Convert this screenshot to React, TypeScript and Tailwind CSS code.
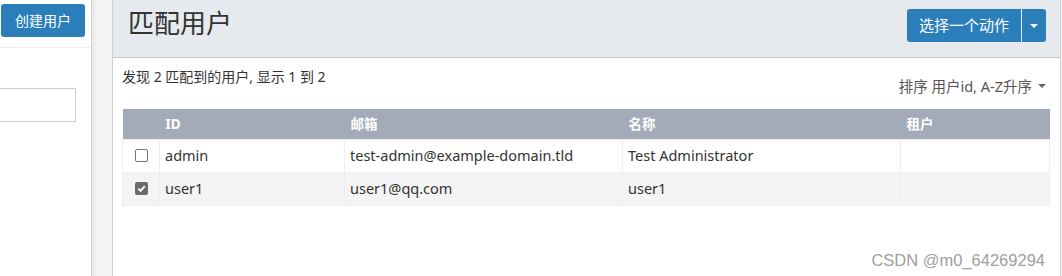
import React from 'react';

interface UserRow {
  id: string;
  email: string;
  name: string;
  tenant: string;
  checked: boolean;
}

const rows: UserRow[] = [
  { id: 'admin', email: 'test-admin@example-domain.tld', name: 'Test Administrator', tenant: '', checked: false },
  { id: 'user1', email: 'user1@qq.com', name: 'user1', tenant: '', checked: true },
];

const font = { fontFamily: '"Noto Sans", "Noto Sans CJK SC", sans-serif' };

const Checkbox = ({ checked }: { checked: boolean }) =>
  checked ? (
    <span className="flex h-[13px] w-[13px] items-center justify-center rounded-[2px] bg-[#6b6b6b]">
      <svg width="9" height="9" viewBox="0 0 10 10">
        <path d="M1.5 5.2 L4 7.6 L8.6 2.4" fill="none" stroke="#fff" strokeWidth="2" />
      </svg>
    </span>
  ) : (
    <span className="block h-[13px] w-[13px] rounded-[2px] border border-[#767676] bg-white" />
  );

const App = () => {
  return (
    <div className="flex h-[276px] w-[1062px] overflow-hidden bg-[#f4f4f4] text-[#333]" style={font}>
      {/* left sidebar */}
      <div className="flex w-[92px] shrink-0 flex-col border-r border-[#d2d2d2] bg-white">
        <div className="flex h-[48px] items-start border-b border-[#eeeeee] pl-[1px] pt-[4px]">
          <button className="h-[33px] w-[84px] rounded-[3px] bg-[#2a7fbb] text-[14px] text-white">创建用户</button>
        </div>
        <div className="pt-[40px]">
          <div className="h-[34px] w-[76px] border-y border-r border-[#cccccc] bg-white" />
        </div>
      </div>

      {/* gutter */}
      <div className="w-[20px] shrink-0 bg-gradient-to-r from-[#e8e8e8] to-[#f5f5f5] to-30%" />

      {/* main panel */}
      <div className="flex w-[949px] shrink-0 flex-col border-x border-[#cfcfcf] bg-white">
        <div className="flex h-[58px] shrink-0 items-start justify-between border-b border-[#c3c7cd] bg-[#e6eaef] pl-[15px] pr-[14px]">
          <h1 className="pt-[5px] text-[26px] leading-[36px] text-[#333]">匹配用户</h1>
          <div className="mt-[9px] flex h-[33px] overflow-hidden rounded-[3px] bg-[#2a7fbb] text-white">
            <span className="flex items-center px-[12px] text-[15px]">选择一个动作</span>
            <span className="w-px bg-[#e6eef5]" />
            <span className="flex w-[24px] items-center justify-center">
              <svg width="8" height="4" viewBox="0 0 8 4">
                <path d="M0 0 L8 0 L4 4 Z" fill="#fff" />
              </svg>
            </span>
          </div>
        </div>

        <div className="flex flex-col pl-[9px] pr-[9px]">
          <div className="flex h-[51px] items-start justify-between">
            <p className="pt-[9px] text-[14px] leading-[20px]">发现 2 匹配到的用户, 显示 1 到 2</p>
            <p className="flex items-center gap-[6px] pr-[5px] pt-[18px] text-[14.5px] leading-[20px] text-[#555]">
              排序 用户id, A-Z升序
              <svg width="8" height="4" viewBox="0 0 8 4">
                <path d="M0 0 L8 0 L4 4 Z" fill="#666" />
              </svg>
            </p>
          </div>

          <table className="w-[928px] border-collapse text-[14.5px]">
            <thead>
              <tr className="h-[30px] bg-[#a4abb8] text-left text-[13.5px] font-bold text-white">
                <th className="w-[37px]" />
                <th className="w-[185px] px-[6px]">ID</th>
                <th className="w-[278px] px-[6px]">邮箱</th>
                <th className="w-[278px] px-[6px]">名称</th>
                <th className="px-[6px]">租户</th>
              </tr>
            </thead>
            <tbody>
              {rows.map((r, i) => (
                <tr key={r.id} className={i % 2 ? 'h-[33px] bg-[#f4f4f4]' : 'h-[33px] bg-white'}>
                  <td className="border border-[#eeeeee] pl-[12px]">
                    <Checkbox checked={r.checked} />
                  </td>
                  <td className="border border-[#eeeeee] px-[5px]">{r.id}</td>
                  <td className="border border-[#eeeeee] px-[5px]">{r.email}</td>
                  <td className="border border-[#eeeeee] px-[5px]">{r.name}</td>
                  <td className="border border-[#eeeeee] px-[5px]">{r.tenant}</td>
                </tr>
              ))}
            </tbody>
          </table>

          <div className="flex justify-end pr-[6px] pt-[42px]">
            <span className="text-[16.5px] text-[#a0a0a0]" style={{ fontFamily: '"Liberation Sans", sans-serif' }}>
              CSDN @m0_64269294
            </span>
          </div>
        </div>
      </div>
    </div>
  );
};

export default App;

- What is expected -
Reproduce every line of the material precisely, omitting its pictures.

- Written reply -
Convert this screenshot to React, TypeScript and Tailwind CSS code.
import React from 'react';

interface UserRow {
  id: string;
  email: string;
  name: string;
  tenant: string;
  checked: boolean;
}

const rows: UserRow[] = [
  { id: 'admin', email: 'test-admin@example-domain.tld', name: 'Test Administrator', tenant: '', checked: false },
  { id: 'user1', email: 'user1@qq.com', name: 'user1', tenant: '', checked: true },
];

const font = { fontFamily: '"Noto Sans", "Noto Sans CJK SC", sans-serif' };

const Checkbox = ({ checked }: { checked: boolean }) =>
  checked ? (
    <span className="flex h-[13px] w-[13px] items-center justify-center rounded-[2px] bg-[#6b6b6b]">
      <svg width="9" height="9" viewBox="0 0 10 10">
        <path d="M1.5 5.2 L4 7.6 L8.6 2.4" fill="none" stroke="#fff" strokeWidth="2" />
      </svg>
    </span>
  ) : (
    <span className="block h-[13px] w-[13px] rounded-[2px] border border-[#767676] bg-white" />
  );

const App = () => {
  return (
    <div className="flex h-[276px] w-[1062px] overflow-hidden bg-[#f4f4f4] text-[#333]" style={font}>
      {/* left sidebar */}
      <div className="flex w-[92px] shrink-0 flex-col border-r border-[#d2d2d2] bg-white">
        <div className="flex h-[48px] items-start border-b border-[#eeeeee] pl-[1px] pt-[4px]">
          <button className="h-[33px] w-[84px] rounded-[3px] bg-[#2a7fbb] text-[14px] text-white">创建用户</button>
        </div>
        <div className="pt-[40px]">
          <div className="h-[34px] w-[76px] border-y border-r border-[#cccccc] bg-white" />
        </div>
      </div>

      {/* gutter */}
      <div className="w-[20px] shrink-0 bg-gradient-to-r from-[#e8e8e8] to-[#f5f5f5] to-30%" />

      {/* main panel */}
      <div className="flex w-[949px] shrink-0 flex-col border-x border-[#cfcfcf] bg-white">
        <div className="flex h-[58px] shrink-0 items-start justify-between border-b border-[#c3c7cd] bg-[#e6eaef] pl-[15px] pr-[14px]">
          <h1 className="pt-[5px] text-[26px] leading-[36px] text-[#333]">匹配用户</h1>
          <div className="mt-[9px] flex h-[33px] overflow-hidden rounded-[3px] bg-[#2a7fbb] text-white">
            <span className="flex items-center px-[12px] text-[15px]">选择一个动作</span>
            <span className="w-px bg-[#e6eef5]" />
            <span className="flex w-[24px] items-center justify-center">
              <svg width="8" height="4" viewBox="0 0 8 4">
                <path d="M0 0 L8 0 L4 4 Z" fill="#fff" />
              </svg>
            </span>
          </div>
        </div>

        <div className="flex flex-col pl-[9px] pr-[9px]">
          <div className="flex h-[51px] items-start justify-between">
            <p className="pt-[9px] text-[14px] leading-[20px]">发现 2 匹配到的用户, 显示 1 到 2</p>
            <p className="flex items-center gap-[6px] pr-[5px] pt-[18px] text-[14.5px] leading-[20px] text-[#555]">
              排序 用户id, A-Z升序
              <svg width="8" height="4" viewBox="0 0 8 4">
                <path d="M0 0 L8 0 L4 4 Z" fill="#666" />
              </svg>
            </p>
          </div>

          <table className="w-[928px] border-collapse text-[14.5px]">
            <thead>
              <tr className="h-[30px] bg-[#a4abb8] text-left text-[13.5px] font-bold text-white">
                <th className="w-[37px]" />
                <th className="w-[185px] px-[6px]">ID</th>
                <th className="w-[278px] px-[6px]">邮箱</th>
                <th className="w-[278px] px-[6px]">名称</th>
                <th className="px-[6px]">租户</th>
              </tr>
            </thead>
            <tbody>
              {rows.map((r, i) => (
                <tr key={r.id} className={i % 2 ? 'h-[33px] bg-[#f4f4f4]' : 'h-[33px] bg-white'}>
                  <td className="border border-[#eeeeee] pl-[12px]">
                    <Checkbox checked={r.checked} />
                  </td>
                  <td className="border border-[#eeeeee] px-[5px]">{r.id}</td>
                  <td className="border border-[#eeeeee] px-[5px]">{r.email}</td>
                  <td className="border border-[#eeeeee] px-[5px]">{r.name}</td>
                  <td className="border border-[#eeeeee] px-[5px]">{r.tenant}</td>
                </tr>
              ))}
            </tbody>
          </table>

          <div className="flex justify-end pr-[6px] pt-[42px]">
            <span className="text-[16.5px] text-[#a0a0a0]" style={{ fontFamily: '"Liberation Sans", sans-serif' }}>
              CSDN @m0_64269294
            </span>
          </div>
        </div>
      </div>
    </div>
  );
};

export default App;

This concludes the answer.